Here’s how to write an action movie like this one:

      Cast actors with stone faces who can show flickers of anger or amusement when necessary. Nothing more is needed.

Have the characters take on “one last heist,” a piece of cake that will go terribly, terribly wrong.

Make sure your villain is from another culture.

Include treachery from within the ranks, followed by redemption and sacrifice.

Include one unlikely alliance with the enemy.

Include the line “We’re not going to make it” at a high point in the action.

Include the line “Go, go, go!” as necessary.

Include the line “Let’s do this” as the heroes make one last stand.

When it seems as though things can’t get worse for the good guys, make things get worse.

Arrange a showdown between the hero and the bad guys on an ascending scale of importance, saving the villain for last.

Sprinkle liberally with guns, chases, explosions, and beautiful women but no sex.

Despite the story’s transparency, the movie does one thing very well—action, which is, well, fast and furious.
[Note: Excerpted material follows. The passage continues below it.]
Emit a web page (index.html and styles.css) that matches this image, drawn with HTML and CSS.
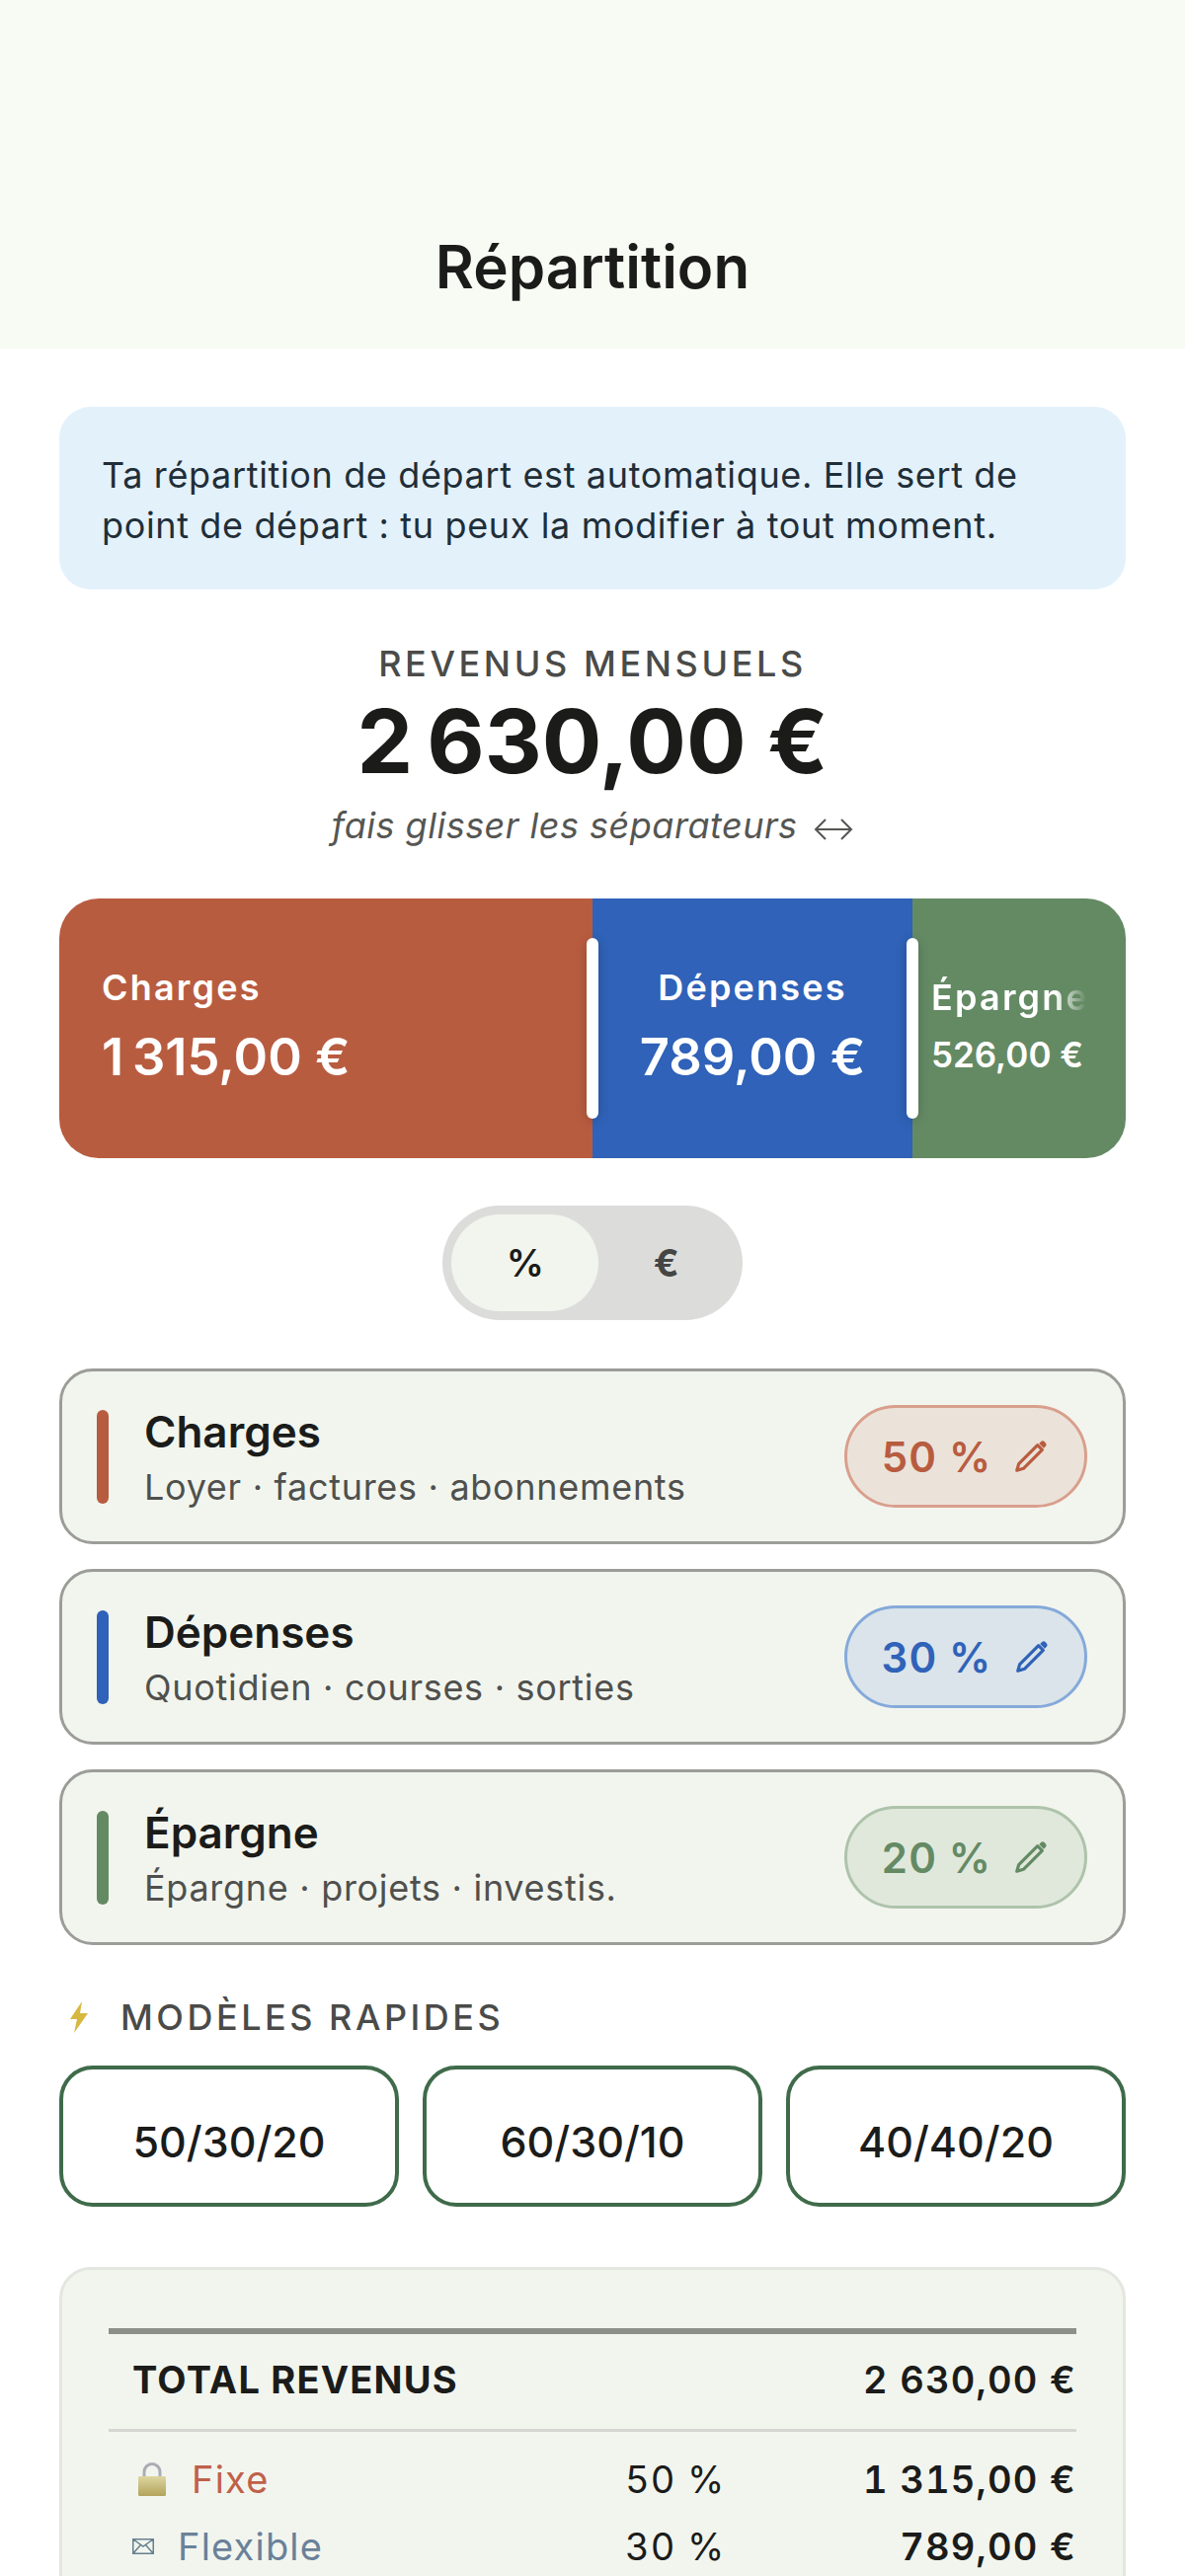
FILE: index.html
```html
<!DOCTYPE html>
<html lang="fr">
<head>
  <meta charset="UTF-8" />
  <meta name="viewport" content="width=device-width, initial-scale=1.0" />
  <title>Répartition</title>
  <link rel="stylesheet" href="styles.css">
</head>
<body>
  <header class="top-bar">
    <h1 class="top-title">Répartition</h1>
  </header>

  <main class="content">
    <p class="info-box">Ta répartition de départ est automatique. Elle sert de point de départ : tu peux la modifier à tout moment.</p>

    <section class="income">
      <p class="income-label">REVENUS MENSUELS</p>
      <p class="income-value">2&#8239;630,00 €</p>
      <p class="income-hint">fais glisser les séparateurs <svg class="hint-arrow" viewBox="0 0 40 24"><path d="M12 2 2 12l10 10M28 2l10 10-10 10M2 12h36" /></svg></p>
    </section>

    <section class="bar">
      <div class="seg seg-charges">
        <span class="seg-label">Charges</span>
        <span class="seg-value">1&#8239;315,00 €</span>
        <i class="handle"></i>
      </div>
      <div class="seg seg-depenses">
        <span class="seg-label">Dépenses</span>
        <span class="seg-value">789,00 €</span>
        <i class="handle"></i>
      </div>
      <div class="seg seg-epargne">
        <span class="seg-label">Épargne</span>
        <span class="seg-value">526,00 €</span>
      </div>
    </section>

    <div class="toggle">
      <span class="toggle-opt active">%</span>
      <span class="toggle-opt">€</span>
    </div>

    <section class="cards">
      <article class="card charges">
        <i class="card-mark"></i>
        <div class="card-text">
          <h2 class="card-name">Charges</h2>
          <p class="card-sub">Loyer · factures · abonnements</p>
        </div>
        <button class="pill">50 % <svg class="pencil" viewBox="0 0 24 24"><path class="pencil-body" d="M16.2 4.8 19.2 7.8 7.2 19.8 3 21 4.2 16.8Z" /><path class="pencil-cap" d="M17.2 3.8 18.4 2.6a1.6 1.6 0 0 1 2.2 0l.8.8a1.6 1.6 0 0 1 0 2.2L20.2 6.8Z" /></svg></button>
      </article>
      <article class="card depenses">
        <i class="card-mark"></i>
        <div class="card-text">
          <h2 class="card-name">Dépenses</h2>
          <p class="card-sub">Quotidien · courses · sorties</p>
        </div>
        <button class="pill">30 % <svg class="pencil" viewBox="0 0 24 24"><path class="pencil-body" d="M16.2 4.8 19.2 7.8 7.2 19.8 3 21 4.2 16.8Z" /><path class="pencil-cap" d="M17.2 3.8 18.4 2.6a1.6 1.6 0 0 1 2.2 0l.8.8a1.6 1.6 0 0 1 0 2.2L20.2 6.8Z" /></svg></button>
      </article>
      <article class="card epargne">
        <i class="card-mark"></i>
        <div class="card-text">
          <h2 class="card-name">Épargne</h2>
          <p class="card-sub">Épargne · projets · investis.</p>
        </div>
        <button class="pill">20 % <svg class="pencil" viewBox="0 0 24 24"><path class="pencil-body" d="M16.2 4.8 19.2 7.8 7.2 19.8 3 21 4.2 16.8Z" /><path class="pencil-cap" d="M17.2 3.8 18.4 2.6a1.6 1.6 0 0 1 2.2 0l.8.8a1.6 1.6 0 0 1 0 2.2L20.2 6.8Z" /></svg></button>
      </article>
    </section>

    <h3 class="models-title">
      <svg class="bolt" viewBox="0 0 20 32"><path d="M13 0 1 18h7L5 32 19 12h-8Z" /></svg>
      MODÈLES RAPIDES
    </h3>
    <div class="models">
      <button class="model">50/30/20</button>
      <button class="model">60/30/10</button>
      <button class="model">40/40/20</button>
    </div>

    <section class="summary">
      <div class="summary-total">
        <span>TOTAL REVENUS</span>
        <span class="total-amount">2&nbsp;630,00 €</span>
      </div>
      <div class="summary-row">
        <span class="row-name fixe">
          <svg class="lock" viewBox="0 0 28 34">
            <defs>
              <linearGradient id="lock-metal" x1="0" y1="0" x2="0" y2="1"><stop offset="0" stop-color="#dcd6a0" /><stop offset="1" stop-color="#b3a45c" /></linearGradient>
            </defs>
            <path d="M6 16V9.5a8 8 0 0 1 16 0V16" fill="none" stroke="#a9adb4" stroke-width="3" />
            <rect x="0" y="14" width="28" height="20" rx="1.5" fill="url(#lock-metal)" />
          </svg>
          Fixe
        </span>
        <span class="row-pct">50 %</span>
        <span class="row-amount">1&nbsp;315,00 €</span>
      </div>
      <div class="summary-row">
        <span class="row-name flexible">
          <svg class="mail" viewBox="0 0 22 16"><path d="M.75.75h20.5v14.5H.75ZM.75.75 11 8 21.25.75M.75 15.25 8.5 6.5M21.25 15.25 13.5 6.5" /></svg>
          Flexible
        </span>
        <span class="row-pct">30 %</span>
        <span class="row-amount">789,00 €</span>
      </div>
    </section>
  </main>
</body>
</html>
```

FILE: styles.css
```css
html, body {
  margin: 0;
  padding: 0;
  height: 100%;
  overflow: hidden;
  background: #fff;
  color: #1b1c1a;
  font-family: Inter, "Liberation Sans", sans-serif;
}
h1, h2, h3, p {
  margin: 0;
}
button {
  font-family: inherit;
  cursor: pointer;
}

/* top */
.top-bar {
  height: 353px;
  box-sizing: border-box;
  padding-top: 234px;
  background: #f8fbf3;
  text-align: center;
}
.top-title {
  font-size: 60px;
  line-height: 72px;
  font-weight: 600;
}
.content {
  padding: 59px 60px 0;
}
.info-box {
  box-sizing: border-box;
  height: 185px;
  padding: 44px 40px 0 43px;
  border-radius: 32px;
  background: #e3f1fb;
  color: #1f2e38;
  font-size: 36px;
  line-height: 51px;
  letter-spacing: 0.64px;
}

/* income */
.income {
  margin-top: 55px;
  text-align: center;
}
.income-label {
  color: #4a4b49;
  font-size: 36px;
  line-height: 40px;
  font-weight: 500;
  letter-spacing: 3.6px;
}
.income-value {
  margin-top: 6px;
  font-size: 90px;
  line-height: 106px;
  font-weight: 700;
}
.income-hint {
  margin-top: 10px;
  color: #555653;
  font-size: 36px;
  line-height: 44px;
  font-style: italic;
  letter-spacing: 0.5px;
}
.hint-arrow {
  width: 40px;
  height: 24px;
  margin-left: 6px;
  vertical-align: -3px;
  fill: none;
  stroke: #555653;
  stroke-width: 2;
}

/* bar */
.bar {
  display: flex;
  height: 263px;
  margin-top: 52px;
  border-radius: 40px;
  color: #fff;
}
.seg {
  position: relative;
  box-sizing: border-box;
  display: flex;
  flex-direction: column;
  justify-content: center;
  min-width: 0;
  padding-bottom: 3px;
}
.seg-label {
  font-size: 36px;
  line-height: 44px;
  font-weight: 600;
  letter-spacing: 2.2px;
}
.seg-value {
  margin-top: 16px;
  font-size: 52.5px;
  line-height: 64px;
  font-weight: 600;
}
.seg-charges {
  width: 540px;
  padding-left: 43px;
  background: #b85c40;
  border-radius: 40px 0 0 40px;
}
.seg-depenses {
  width: 324px;
  align-items: center;
  background: #2f62b8;
}
.seg-epargne {
  width: 216px;
  padding-left: 19px;
  background: #648a64;
  border-radius: 0 40px 40px 0;
}
.seg-epargne .seg-label {
  width: 157px;
  overflow: hidden;
  white-space: nowrap;
  -webkit-mask-image: linear-gradient(to right, #000 80%, transparent);
  mask-image: linear-gradient(to right, #000 80%, transparent);
}
.seg-epargne .seg-value {
  margin-top: 12px;
  font-size: 35px;
  line-height: 48px;
}
.handle {
  position: absolute;
  top: 40px;
  right: -6px;
  width: 12px;
  height: 183px;
  border-radius: 6px;
  background: #fff;
  box-shadow: 0 2px 12px rgba(0, 0, 0, 0.2);
  z-index: 1;
}

/* toggle */
.toggle {
  box-sizing: border-box;
  display: flex;
  width: 304px;
  height: 116px;
  margin: 48px auto 0;
  padding: 9px;
  border-radius: 58px;
  background: #dcdddb;
}
.toggle-opt {
  display: flex;
  align-items: center;
  justify-content: center;
  width: 137px;
  color: #454644;
  font-size: 38px;
  font-weight: 700;
}
.toggle-opt.active {
  width: 150px;
  border-radius: 50px;
  background: #f2f5ee;
  color: #1b1c1a;
  font-weight: 600;
}

/* cards */
.cards {
  display: flex;
  flex-direction: column;
  gap: 25px;
  margin-top: 49px;
}
.card {
  box-sizing: border-box;
  display: flex;
  align-items: center;
  height: 178px;
  padding: 0 36px 0 35px;
  border: 3px solid #9c9d98;
  border-radius: 34px;
  background: #f2f5ee;
}
.card-mark {
  flex: none;
  width: 12px;
  height: 95px;
  border-radius: 6px;
}
.card-text {
  flex: 1;
  margin-left: 36px;
  padding-top: 4px;
}
.card-name {
  font-size: 44px;
  line-height: 50px;
  font-weight: 600;
}
.card-sub {
  margin-top: 8px;
  color: #4f504d;
  font-size: 36px;
  line-height: 46px;
  letter-spacing: 0.7px;
}
.pill {
  box-sizing: border-box;
  display: flex;
  align-items: center;
  justify-content: center;
  gap: 21px;
  width: 246px;
  height: 104px;
  padding: 0;
  border: 3px solid;
  border-radius: 52px;
  font-size: 42px;
  font-weight: 600;
  letter-spacing: 1.2px;
}
.pencil {
  width: 38px;
  height: 38px;
}
.pencil-body {
  fill: none;
  stroke: currentColor;
  stroke-width: 2;
  stroke-linejoin: round;
}
.pencil-cap {
  fill: currentColor;
}
.charges .card-mark { background: #b85c40; }
.charges .pill { color: #b85c40; border-color: #d99f8d; background: #ebe3da; }
.depenses .card-mark { background: #2f62b8; }
.depenses .pill { color: #2f62b8; border-color: #85a9da; background: #dae4ea; }
.epargne .card-mark { background: #648a64; }
.epargne .pill { color: #648a64; border-color: #aec3ab; background: #e0e8dc; }

/* models */
.models-title {
  display: flex;
  align-items: center;
  gap: 32px;
  margin-top: 52px;
  padding-left: 10px;
  color: #4a4b49;
  font-size: 36px;
  line-height: 42px;
  font-weight: 500;
  letter-spacing: 3.5px;
}
.bolt {
  flex: none;
  width: 20px;
  height: 32px;
  fill: #d8b73f;
}
.models {
  display: grid;
  grid-template-columns: repeat(3, 1fr);
  gap: 24px;
  margin-top: 28px;
}
.model {
  height: 143px;
  padding: 10px 0 0;
  border: 4px solid #3f6b4a;
  border-radius: 34px;
  background: #fff;
  color: #1b1c1a;
  font-size: 43px;
  font-weight: 500;
}

/* summary */
.summary {
  box-sizing: border-box;
  height: 400px;
  margin-top: 61px;
  padding: 59px 47px 0;
  border: 3px solid #e4e6e0;
  border-radius: 32px;
  background: #f2f5ee;
}
.summary-total {
  display: flex;
  justify-content: space-between;
  box-sizing: border-box;
  height: 105px;
  padding: 23px 0 0 24px;
  border-top: 6px solid #8c8f88;
  border-bottom: 3px solid #d5d6d1;
  font-size: 38px;
  line-height: 46px;
  font-weight: 700;
  letter-spacing: 1.2px;
}
.total-amount {
  font-weight: 600;
  font-variant-numeric: tabular-nums;
}
.summary-row {
  display: grid;
  grid-template-columns: 1fr 96px 361px;
  align-items: center;
  height: 68px;
  padding-left: 24px;
  font-size: 38px;
  letter-spacing: 1.2px;
}
.summary-total + .summary-row {
  margin-top: 14px;
}
.row-name {
  display: flex;
  align-items: center;
}
.fixe { gap: 26px; color: #c0604a; }
.flexible { gap: 24px; color: #6a8199; }
.lock {
  width: 28px;
  height: 34px;
  margin-left: 6px;
}
.mail {
  width: 22px;
  height: 16px;
  fill: none;
  stroke: #66808f;
  stroke-width: 1.5;
}
.row-pct {
  font-variant-numeric: tabular-nums;
  white-space: nowrap;
}
.row-amount {
  text-align: right;
  font-weight: 600;
  font-variant-numeric: tabular-nums;
}
```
Our guys steal cars from a moving train. They shackle a huge vault to a couple of supercharged sports cars and haul it through the city while scores of police cars chase them.

Some of the stunts take your breath away. There’s a moment, shown in the previews, when Vin Diesel and Paul Walker drive off a cliff. I’m sure there are a hundred ways to do this with CGI, rear projection, hidden wires, and Criss Angel. But as the car pitches off the cliff, a small detail makes you forget all the artifice. Walker’s standing on the back of the convertible, holding on to the roll-bar. As the car falls out from under him, he seems to elevate slightly, his feet lifting off the back of the car. In other words, it looks as though the car is really falling from a great height.

I’m still hoping that movies will give women more to do than stand around and pout. Most of the women in Fast Five are interchangeable and thin to the point of anorexia. In fact, the men—especially Vin Diesel and Dwayne Johnson with all their pecs and glutes, etc.—have more curves than the women. When did this trend start, and why didn’t I get the memo?

Of course, the action is all outrageously unrealistic. So unrealistic that the moviemakers knew they needed a disclaimer. At the end of the movie, a title appears that reads, “The motor vehicle acts depicted in this film are dangerous.” Is that insane or what? I mean, who needs to be told that?

OK, OK, I admit that I revved my Prius a few extra times before leaving the parking lot. And yes, I even pulled a heist on my way home. Inspired by the chase scene with the vault, I hauled something off down the street. I’ll tell you what, that kid will think twice before he sets up another lemonade stand in my neighborhood!